## Stated task
Produce an exact copy of all the data below, dropping every image.

## Source data
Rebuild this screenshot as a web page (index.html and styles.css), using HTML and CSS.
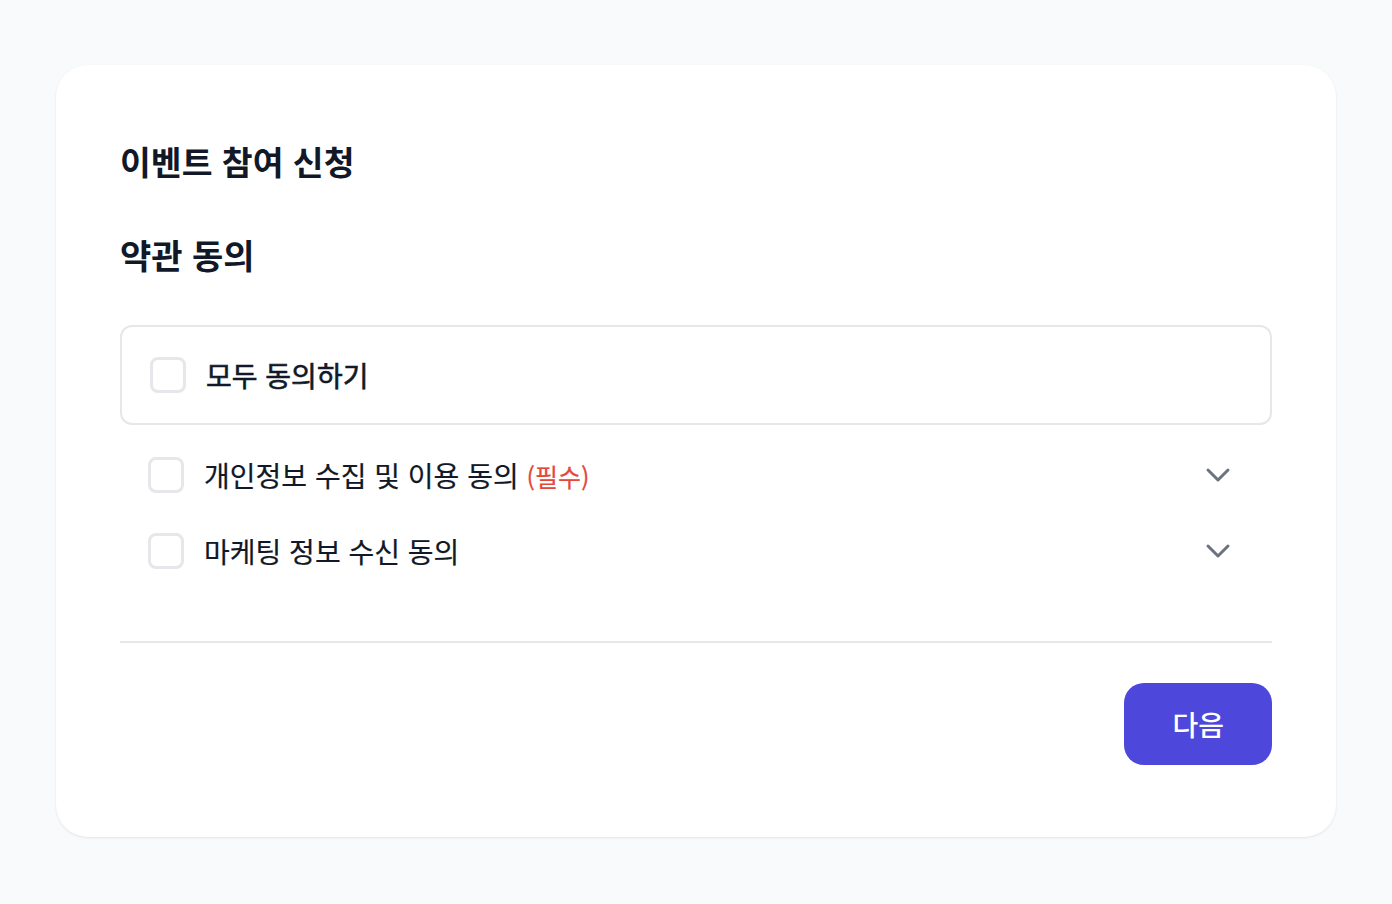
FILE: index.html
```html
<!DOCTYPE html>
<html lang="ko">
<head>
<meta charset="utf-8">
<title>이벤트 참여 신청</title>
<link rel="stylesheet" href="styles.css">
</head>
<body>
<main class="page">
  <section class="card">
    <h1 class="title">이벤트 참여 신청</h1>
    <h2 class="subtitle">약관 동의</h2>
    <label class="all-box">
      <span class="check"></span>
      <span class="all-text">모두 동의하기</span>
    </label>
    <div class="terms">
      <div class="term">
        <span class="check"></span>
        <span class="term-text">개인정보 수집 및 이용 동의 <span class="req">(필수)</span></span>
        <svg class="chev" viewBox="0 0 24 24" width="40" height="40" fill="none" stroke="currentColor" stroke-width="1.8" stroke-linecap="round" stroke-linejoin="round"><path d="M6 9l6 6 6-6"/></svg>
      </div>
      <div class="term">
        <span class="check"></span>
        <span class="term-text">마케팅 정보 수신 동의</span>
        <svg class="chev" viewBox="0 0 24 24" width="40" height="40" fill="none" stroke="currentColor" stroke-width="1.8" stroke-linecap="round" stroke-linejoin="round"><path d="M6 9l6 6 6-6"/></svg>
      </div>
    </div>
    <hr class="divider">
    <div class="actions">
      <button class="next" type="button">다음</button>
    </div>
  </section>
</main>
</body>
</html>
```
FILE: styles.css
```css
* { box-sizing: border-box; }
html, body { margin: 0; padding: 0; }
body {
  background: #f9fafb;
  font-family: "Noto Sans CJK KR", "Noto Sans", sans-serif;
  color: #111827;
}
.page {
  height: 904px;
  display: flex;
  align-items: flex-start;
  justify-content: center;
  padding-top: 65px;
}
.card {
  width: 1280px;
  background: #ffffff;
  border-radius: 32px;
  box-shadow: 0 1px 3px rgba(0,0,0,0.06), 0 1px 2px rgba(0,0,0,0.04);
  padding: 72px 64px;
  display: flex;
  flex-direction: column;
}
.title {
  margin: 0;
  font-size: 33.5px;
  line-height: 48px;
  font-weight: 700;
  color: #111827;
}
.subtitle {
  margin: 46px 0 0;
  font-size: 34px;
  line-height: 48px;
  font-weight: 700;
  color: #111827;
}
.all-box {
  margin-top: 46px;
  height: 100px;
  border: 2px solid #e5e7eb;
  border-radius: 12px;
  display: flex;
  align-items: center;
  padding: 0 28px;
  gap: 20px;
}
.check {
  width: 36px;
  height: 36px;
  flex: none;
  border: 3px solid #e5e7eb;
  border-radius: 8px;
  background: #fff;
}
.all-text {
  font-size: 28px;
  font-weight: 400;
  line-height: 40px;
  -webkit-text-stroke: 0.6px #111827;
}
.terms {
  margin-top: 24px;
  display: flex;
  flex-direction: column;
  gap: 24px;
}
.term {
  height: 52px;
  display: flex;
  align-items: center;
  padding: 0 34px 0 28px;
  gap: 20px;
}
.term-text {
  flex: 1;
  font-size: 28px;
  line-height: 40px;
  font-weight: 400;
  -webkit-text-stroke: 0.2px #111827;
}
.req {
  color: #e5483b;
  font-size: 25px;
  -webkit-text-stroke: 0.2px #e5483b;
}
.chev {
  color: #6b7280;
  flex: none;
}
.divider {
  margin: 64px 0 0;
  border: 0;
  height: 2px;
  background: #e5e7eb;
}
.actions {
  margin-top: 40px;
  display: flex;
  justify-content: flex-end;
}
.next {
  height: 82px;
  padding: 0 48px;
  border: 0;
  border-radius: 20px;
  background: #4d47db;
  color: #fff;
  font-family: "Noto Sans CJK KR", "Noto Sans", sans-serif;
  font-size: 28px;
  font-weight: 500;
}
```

## Written response
Rebuild this screenshot as a web page (index.html and styles.css), using HTML and CSS.
FILE: index.html
```html
<!DOCTYPE html>
<html lang="ko">
<head>
<meta charset="utf-8">
<title>이벤트 참여 신청</title>
<link rel="stylesheet" href="styles.css">
</head>
<body>
<main class="page">
  <section class="card">
    <h1 class="title">이벤트 참여 신청</h1>
    <h2 class="subtitle">약관 동의</h2>
    <label class="all-box">
      <span class="check"></span>
      <span class="all-text">모두 동의하기</span>
    </label>
    <div class="terms">
      <div class="term">
        <span class="check"></span>
        <span class="term-text">개인정보 수집 및 이용 동의 <span class="req">(필수)</span></span>
        <svg class="chev" viewBox="0 0 24 24" width="40" height="40" fill="none" stroke="currentColor" stroke-width="1.8" stroke-linecap="round" stroke-linejoin="round"><path d="M6 9l6 6 6-6"/></svg>
      </div>
      <div class="term">
        <span class="check"></span>
        <span class="term-text">마케팅 정보 수신 동의</span>
        <svg class="chev" viewBox="0 0 24 24" width="40" height="40" fill="none" stroke="currentColor" stroke-width="1.8" stroke-linecap="round" stroke-linejoin="round"><path d="M6 9l6 6 6-6"/></svg>
      </div>
    </div>
    <hr class="divider">
    <div class="actions">
      <button class="next" type="button">다음</button>
    </div>
  </section>
</main>
</body>
</html>
```
FILE: styles.css
```css
* { box-sizing: border-box; }
html, body { margin: 0; padding: 0; }
body {
  background: #f9fafb;
  font-family: "Noto Sans CJK KR", "Noto Sans", sans-serif;
  color: #111827;
}
.page {
  height: 904px;
  display: flex;
  align-items: flex-start;
  justify-content: center;
  padding-top: 65px;
}
.card {
  width: 1280px;
  background: #ffffff;
  border-radius: 32px;
  box-shadow: 0 1px 3px rgba(0,0,0,0.06), 0 1px 2px rgba(0,0,0,0.04);
  padding: 72px 64px;
  display: flex;
  flex-direction: column;
}
.title {
  margin: 0;
  font-size: 33.5px;
  line-height: 48px;
  font-weight: 700;
  color: #111827;
}
.subtitle {
  margin: 46px 0 0;
  font-size: 34px;
  line-height: 48px;
  font-weight: 700;
  color: #111827;
}
.all-box {
  margin-top: 46px;
  height: 100px;
  border: 2px solid #e5e7eb;
  border-radius: 12px;
  display: flex;
  align-items: center;
  padding: 0 28px;
  gap: 20px;
}
.check {
  width: 36px;
  height: 36px;
  flex: none;
  border: 3px solid #e5e7eb;
  border-radius: 8px;
  background: #fff;
}
.all-text {
  font-size: 28px;
  font-weight: 400;
  line-height: 40px;
  -webkit-text-stroke: 0.6px #111827;
}
.terms {
  margin-top: 24px;
  display: flex;
  flex-direction: column;
  gap: 24px;
}
.term {
  height: 52px;
  display: flex;
  align-items: center;
  padding: 0 34px 0 28px;
  gap: 20px;
}
.term-text {
  flex: 1;
  font-size: 28px;
  line-height: 40px;
  font-weight: 400;
  -webkit-text-stroke: 0.2px #111827;
}
.req {
  color: #e5483b;
  font-size: 25px;
  -webkit-text-stroke: 0.2px #e5483b;
}
.chev {
  color: #6b7280;
  flex: none;
}
.divider {
  margin: 64px 0 0;
  border: 0;
  height: 2px;
  background: #e5e7eb;
}
.actions {
  margin-top: 40px;
  display: flex;
  justify-content: flex-end;
}
.next {
  height: 82px;
  padding: 0 48px;
  border: 0;
  border-radius: 20px;
  background: #4d47db;
  color: #fff;
  font-family: "Noto Sans CJK KR", "Noto Sans", sans-serif;
  font-size: 28px;
  font-weight: 500;
}
```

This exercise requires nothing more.